Bung Karno memang seorang nasionalis tulen. Dia pernah berkata: “Negara Republik Indonesia ini bukan milik sesuatu golongan, bukan milik sesuatu agama, bukan milik sesuatu suku, bukan milik sesuatu golongan adat-istiadat, tetapi milik kita semua dari Sabang sampai Merauke!” Kalau dia masih hidup di tengah bangs aini maka yang ada padanya adalah kesedihan karena harapannya masih belum tercapai. Menyedihkan!

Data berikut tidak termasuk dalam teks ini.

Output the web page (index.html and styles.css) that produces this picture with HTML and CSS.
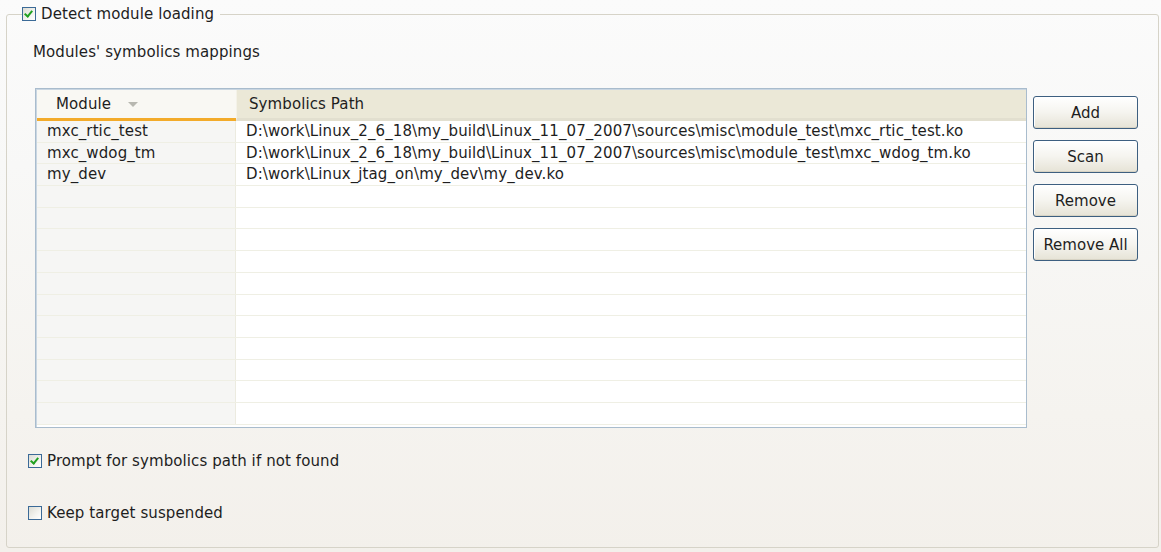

Saya mengingat nasihat Santo Petrus dalam suratnya yang berlaku umum bagi kita semua: “Hiduplah sebagai orang merdeka dan bukan seperti mereka yang menyalahgunakan kemerdekaan itu untuk menyelubungi kejahatan-kejahatan mereka, tetapi hiduplah sebagai hamba Allah.” (1Ptr 2:16). Orang merdeka adalah orang yang hidup sebagai hamba Allah. Di mata para hamba Allah, semangat untuk melayani dan membantu orang untuk menjadi manusia itu jauh lebih berkenan daripada menyalahgunakan wewenangnya seolah sebagai orang merdeka padahal terselubung oleh berbagai kejahatannya. Kemerdekaan bukan tujuan akhir. Kemerdekaan yang benar adalah kemerdekaan hati di mana orang sungguh merasa bahagia dan menikmati kemakmuran dalam hidupnya. Merdeka! Merdeka! Merdeka!